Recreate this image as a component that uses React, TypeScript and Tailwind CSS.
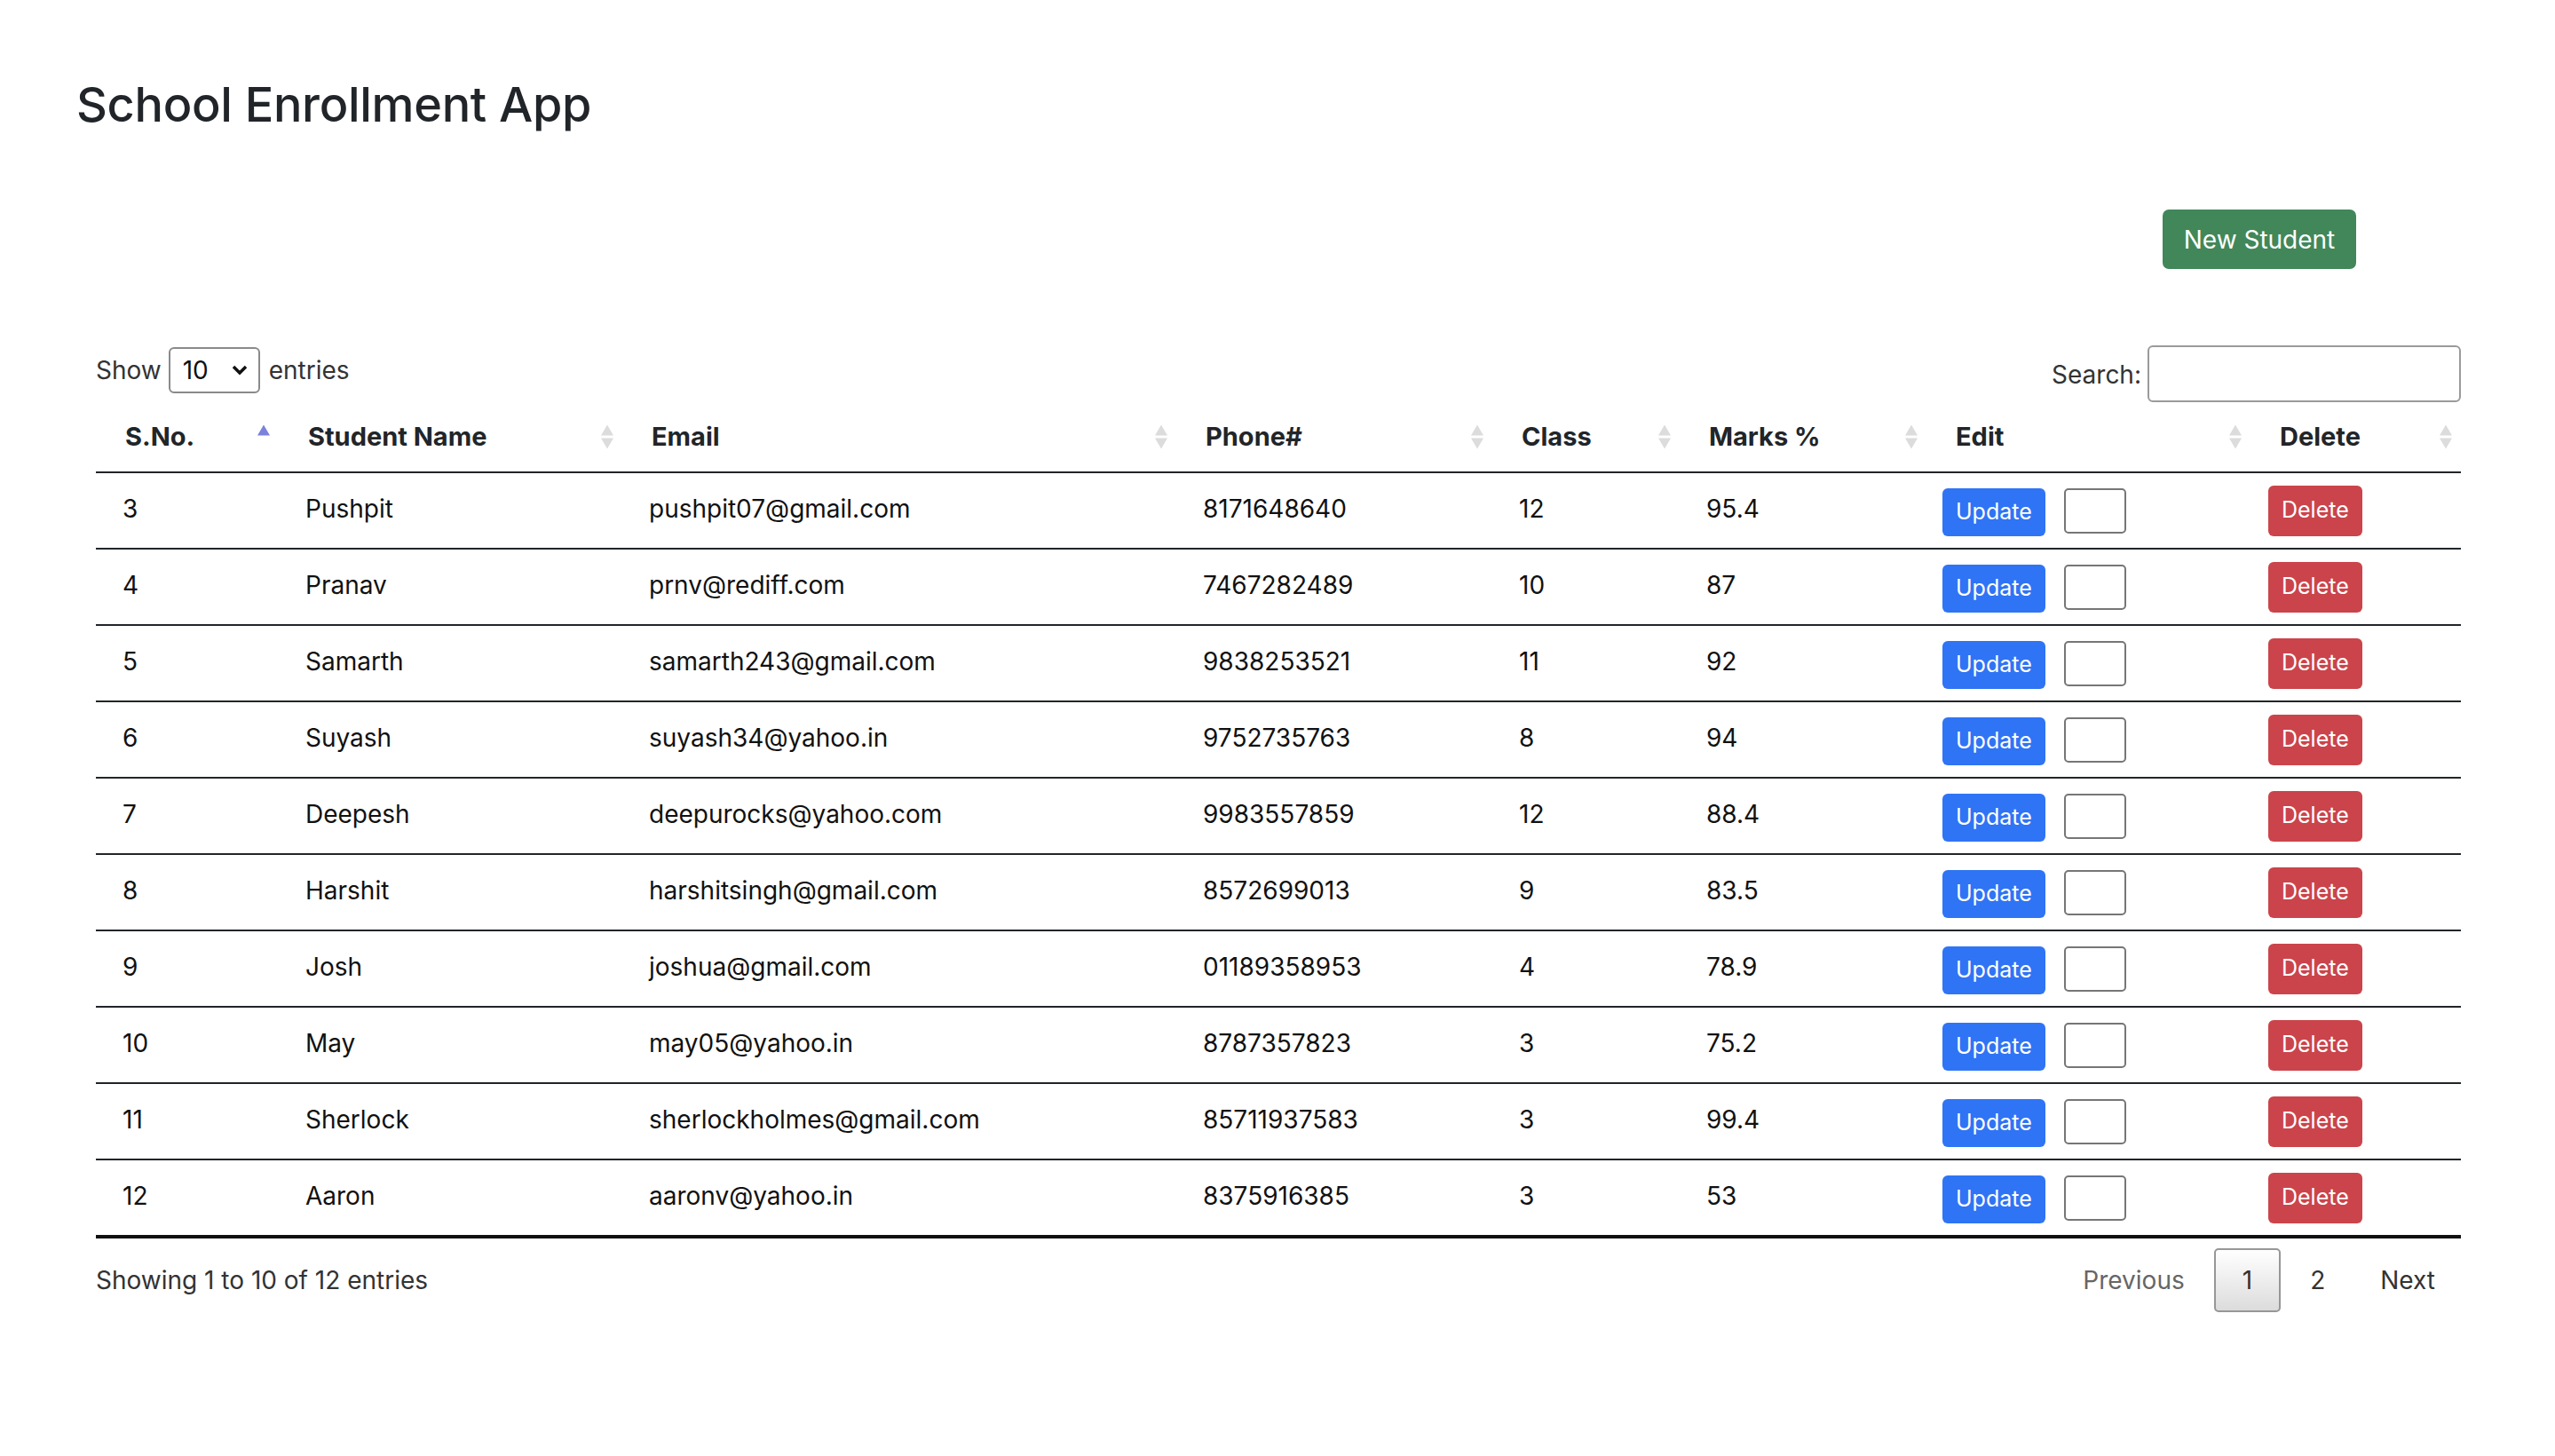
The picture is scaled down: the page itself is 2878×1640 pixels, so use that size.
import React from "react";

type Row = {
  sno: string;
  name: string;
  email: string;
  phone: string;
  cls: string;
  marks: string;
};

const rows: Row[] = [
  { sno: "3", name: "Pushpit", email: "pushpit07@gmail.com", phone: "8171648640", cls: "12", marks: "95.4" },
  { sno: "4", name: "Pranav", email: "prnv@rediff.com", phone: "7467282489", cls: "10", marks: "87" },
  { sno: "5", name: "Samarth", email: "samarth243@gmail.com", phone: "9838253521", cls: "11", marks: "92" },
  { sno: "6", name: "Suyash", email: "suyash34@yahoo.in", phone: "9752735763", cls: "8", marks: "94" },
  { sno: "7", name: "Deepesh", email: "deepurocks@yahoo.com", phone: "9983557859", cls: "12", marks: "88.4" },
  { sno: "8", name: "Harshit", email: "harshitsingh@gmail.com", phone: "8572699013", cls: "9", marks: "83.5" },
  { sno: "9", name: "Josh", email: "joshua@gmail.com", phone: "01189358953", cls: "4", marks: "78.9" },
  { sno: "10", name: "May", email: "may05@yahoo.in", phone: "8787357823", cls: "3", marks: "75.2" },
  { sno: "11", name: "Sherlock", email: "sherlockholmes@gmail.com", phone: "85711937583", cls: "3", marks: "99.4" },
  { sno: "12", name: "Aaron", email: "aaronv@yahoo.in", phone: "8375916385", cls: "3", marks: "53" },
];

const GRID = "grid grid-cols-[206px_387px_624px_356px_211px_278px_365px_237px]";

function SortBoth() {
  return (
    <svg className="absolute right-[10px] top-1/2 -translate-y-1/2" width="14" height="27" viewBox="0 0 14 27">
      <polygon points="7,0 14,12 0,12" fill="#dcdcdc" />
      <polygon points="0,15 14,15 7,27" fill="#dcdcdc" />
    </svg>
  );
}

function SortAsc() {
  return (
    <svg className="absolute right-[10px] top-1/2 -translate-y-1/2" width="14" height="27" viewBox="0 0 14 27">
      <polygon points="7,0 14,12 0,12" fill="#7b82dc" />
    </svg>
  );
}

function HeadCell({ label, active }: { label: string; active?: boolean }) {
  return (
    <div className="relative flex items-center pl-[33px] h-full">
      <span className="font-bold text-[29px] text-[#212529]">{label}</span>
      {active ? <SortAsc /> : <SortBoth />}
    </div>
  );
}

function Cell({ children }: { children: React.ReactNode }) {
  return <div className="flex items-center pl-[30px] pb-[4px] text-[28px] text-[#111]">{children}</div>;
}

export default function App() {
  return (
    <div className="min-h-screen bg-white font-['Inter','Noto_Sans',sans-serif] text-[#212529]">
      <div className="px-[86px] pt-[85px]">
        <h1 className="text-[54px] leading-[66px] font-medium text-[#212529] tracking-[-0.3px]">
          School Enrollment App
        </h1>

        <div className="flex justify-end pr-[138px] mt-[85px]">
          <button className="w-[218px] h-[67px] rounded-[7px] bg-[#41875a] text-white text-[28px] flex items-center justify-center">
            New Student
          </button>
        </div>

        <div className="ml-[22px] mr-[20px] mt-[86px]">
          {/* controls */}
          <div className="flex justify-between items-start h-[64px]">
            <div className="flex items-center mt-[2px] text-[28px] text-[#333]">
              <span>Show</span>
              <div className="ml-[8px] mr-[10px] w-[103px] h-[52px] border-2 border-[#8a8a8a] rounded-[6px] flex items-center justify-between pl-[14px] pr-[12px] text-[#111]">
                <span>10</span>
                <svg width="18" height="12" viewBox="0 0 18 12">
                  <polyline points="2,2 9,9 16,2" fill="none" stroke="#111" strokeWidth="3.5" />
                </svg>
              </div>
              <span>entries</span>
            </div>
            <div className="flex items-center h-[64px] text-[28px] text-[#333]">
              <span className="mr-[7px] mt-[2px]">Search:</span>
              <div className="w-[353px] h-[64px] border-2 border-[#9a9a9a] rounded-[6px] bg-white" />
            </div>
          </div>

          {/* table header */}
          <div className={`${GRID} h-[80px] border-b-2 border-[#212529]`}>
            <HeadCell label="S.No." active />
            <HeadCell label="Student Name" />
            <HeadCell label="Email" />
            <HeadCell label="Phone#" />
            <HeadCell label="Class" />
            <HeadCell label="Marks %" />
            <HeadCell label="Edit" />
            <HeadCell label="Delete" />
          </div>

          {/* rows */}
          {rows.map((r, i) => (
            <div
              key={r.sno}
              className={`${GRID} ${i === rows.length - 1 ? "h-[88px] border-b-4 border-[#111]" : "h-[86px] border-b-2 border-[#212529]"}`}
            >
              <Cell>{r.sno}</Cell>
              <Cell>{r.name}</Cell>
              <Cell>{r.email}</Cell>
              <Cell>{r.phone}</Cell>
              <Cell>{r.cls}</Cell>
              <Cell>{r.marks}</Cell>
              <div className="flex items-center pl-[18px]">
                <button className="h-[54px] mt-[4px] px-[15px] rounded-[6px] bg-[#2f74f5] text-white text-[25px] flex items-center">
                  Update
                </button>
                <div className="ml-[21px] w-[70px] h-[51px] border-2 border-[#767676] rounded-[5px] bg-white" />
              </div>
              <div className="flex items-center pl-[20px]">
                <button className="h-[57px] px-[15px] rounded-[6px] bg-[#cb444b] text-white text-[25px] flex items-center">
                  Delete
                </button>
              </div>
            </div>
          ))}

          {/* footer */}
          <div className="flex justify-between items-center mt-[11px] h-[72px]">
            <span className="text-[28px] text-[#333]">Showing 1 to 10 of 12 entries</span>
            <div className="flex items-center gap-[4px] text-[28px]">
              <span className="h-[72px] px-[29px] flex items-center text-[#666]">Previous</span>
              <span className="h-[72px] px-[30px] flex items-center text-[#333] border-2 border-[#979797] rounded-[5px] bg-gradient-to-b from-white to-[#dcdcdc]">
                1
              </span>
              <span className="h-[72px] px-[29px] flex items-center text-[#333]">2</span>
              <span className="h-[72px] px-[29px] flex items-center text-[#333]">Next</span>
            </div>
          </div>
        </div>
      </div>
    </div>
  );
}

EXERCISE DIRECTIONS:
Extract the full listing exactly, with the pictures left out.

EXERCISE RESPONSE:
Recreate this image as a component that uses React, TypeScript and Tailwind CSS.
The picture is scaled down: the page itself is 2878×1640 pixels, so use that size.
import React from "react";

type Row = {
  sno: string;
  name: string;
  email: string;
  phone: string;
  cls: string;
  marks: string;
};

const rows: Row[] = [
  { sno: "3", name: "Pushpit", email: "pushpit07@gmail.com", phone: "8171648640", cls: "12", marks: "95.4" },
  { sno: "4", name: "Pranav", email: "prnv@rediff.com", phone: "7467282489", cls: "10", marks: "87" },
  { sno: "5", name: "Samarth", email: "samarth243@gmail.com", phone: "9838253521", cls: "11", marks: "92" },
  { sno: "6", name: "Suyash", email: "suyash34@yahoo.in", phone: "9752735763", cls: "8", marks: "94" },
  { sno: "7", name: "Deepesh", email: "deepurocks@yahoo.com", phone: "9983557859", cls: "12", marks: "88.4" },
  { sno: "8", name: "Harshit", email: "harshitsingh@gmail.com", phone: "8572699013", cls: "9", marks: "83.5" },
  { sno: "9", name: "Josh", email: "joshua@gmail.com", phone: "01189358953", cls: "4", marks: "78.9" },
  { sno: "10", name: "May", email: "may05@yahoo.in", phone: "8787357823", cls: "3", marks: "75.2" },
  { sno: "11", name: "Sherlock", email: "sherlockholmes@gmail.com", phone: "85711937583", cls: "3", marks: "99.4" },
  { sno: "12", name: "Aaron", email: "aaronv@yahoo.in", phone: "8375916385", cls: "3", marks: "53" },
];

const GRID = "grid grid-cols-[206px_387px_624px_356px_211px_278px_365px_237px]";

function SortBoth() {
  return (
    <svg className="absolute right-[10px] top-1/2 -translate-y-1/2" width="14" height="27" viewBox="0 0 14 27">
      <polygon points="7,0 14,12 0,12" fill="#dcdcdc" />
      <polygon points="0,15 14,15 7,27" fill="#dcdcdc" />
    </svg>
  );
}

function SortAsc() {
  return (
    <svg className="absolute right-[10px] top-1/2 -translate-y-1/2" width="14" height="27" viewBox="0 0 14 27">
      <polygon points="7,0 14,12 0,12" fill="#7b82dc" />
    </svg>
  );
}

function HeadCell({ label, active }: { label: string; active?: boolean }) {
  return (
    <div className="relative flex items-center pl-[33px] h-full">
      <span className="font-bold text-[29px] text-[#212529]">{label}</span>
      {active ? <SortAsc /> : <SortBoth />}
    </div>
  );
}

function Cell({ children }: { children: React.ReactNode }) {
  return <div className="flex items-center pl-[30px] pb-[4px] text-[28px] text-[#111]">{children}</div>;
}

export default function App() {
  return (
    <div className="min-h-screen bg-white font-['Inter','Noto_Sans',sans-serif] text-[#212529]">
      <div className="px-[86px] pt-[85px]">
        <h1 className="text-[54px] leading-[66px] font-medium text-[#212529] tracking-[-0.3px]">
          School Enrollment App
        </h1>

        <div className="flex justify-end pr-[138px] mt-[85px]">
          <button className="w-[218px] h-[67px] rounded-[7px] bg-[#41875a] text-white text-[28px] flex items-center justify-center">
            New Student
          </button>
        </div>

        <div className="ml-[22px] mr-[20px] mt-[86px]">
          {/* controls */}
          <div className="flex justify-between items-start h-[64px]">
            <div className="flex items-center mt-[2px] text-[28px] text-[#333]">
              <span>Show</span>
              <div className="ml-[8px] mr-[10px] w-[103px] h-[52px] border-2 border-[#8a8a8a] rounded-[6px] flex items-center justify-between pl-[14px] pr-[12px] text-[#111]">
                <span>10</span>
                <svg width="18" height="12" viewBox="0 0 18 12">
                  <polyline points="2,2 9,9 16,2" fill="none" stroke="#111" strokeWidth="3.5" />
                </svg>
              </div>
              <span>entries</span>
            </div>
            <div className="flex items-center h-[64px] text-[28px] text-[#333]">
              <span className="mr-[7px] mt-[2px]">Search:</span>
              <div className="w-[353px] h-[64px] border-2 border-[#9a9a9a] rounded-[6px] bg-white" />
            </div>
          </div>

          {/* table header */}
          <div className={`${GRID} h-[80px] border-b-2 border-[#212529]`}>
            <HeadCell label="S.No." active />
            <HeadCell label="Student Name" />
            <HeadCell label="Email" />
            <HeadCell label="Phone#" />
            <HeadCell label="Class" />
            <HeadCell label="Marks %" />
            <HeadCell label="Edit" />
            <HeadCell label="Delete" />
          </div>

          {/* rows */}
          {rows.map((r, i) => (
            <div
              key={r.sno}
              className={`${GRID} ${i === rows.length - 1 ? "h-[88px] border-b-4 border-[#111]" : "h-[86px] border-b-2 border-[#212529]"}`}
            >
              <Cell>{r.sno}</Cell>
              <Cell>{r.name}</Cell>
              <Cell>{r.email}</Cell>
              <Cell>{r.phone}</Cell>
              <Cell>{r.cls}</Cell>
              <Cell>{r.marks}</Cell>
              <div className="flex items-center pl-[18px]">
                <button className="h-[54px] mt-[4px] px-[15px] rounded-[6px] bg-[#2f74f5] text-white text-[25px] flex items-center">
                  Update
                </button>
                <div className="ml-[21px] w-[70px] h-[51px] border-2 border-[#767676] rounded-[5px] bg-white" />
              </div>
              <div className="flex items-center pl-[20px]">
                <button className="h-[57px] px-[15px] rounded-[6px] bg-[#cb444b] text-white text-[25px] flex items-center">
                  Delete
                </button>
              </div>
            </div>
          ))}

          {/* footer */}
          <div className="flex justify-between items-center mt-[11px] h-[72px]">
            <span className="text-[28px] text-[#333]">Showing 1 to 10 of 12 entries</span>
            <div className="flex items-center gap-[4px] text-[28px]">
              <span className="h-[72px] px-[29px] flex items-center text-[#666]">Previous</span>
              <span className="h-[72px] px-[30px] flex items-center text-[#333] border-2 border-[#979797] rounded-[5px] bg-gradient-to-b from-white to-[#dcdcdc]">
                1
              </span>
              <span className="h-[72px] px-[29px] flex items-center text-[#333]">2</span>
              <span className="h-[72px] px-[29px] flex items-center text-[#333]">Next</span>
            </div>
          </div>
        </div>
      </div>
    </div>
  );
}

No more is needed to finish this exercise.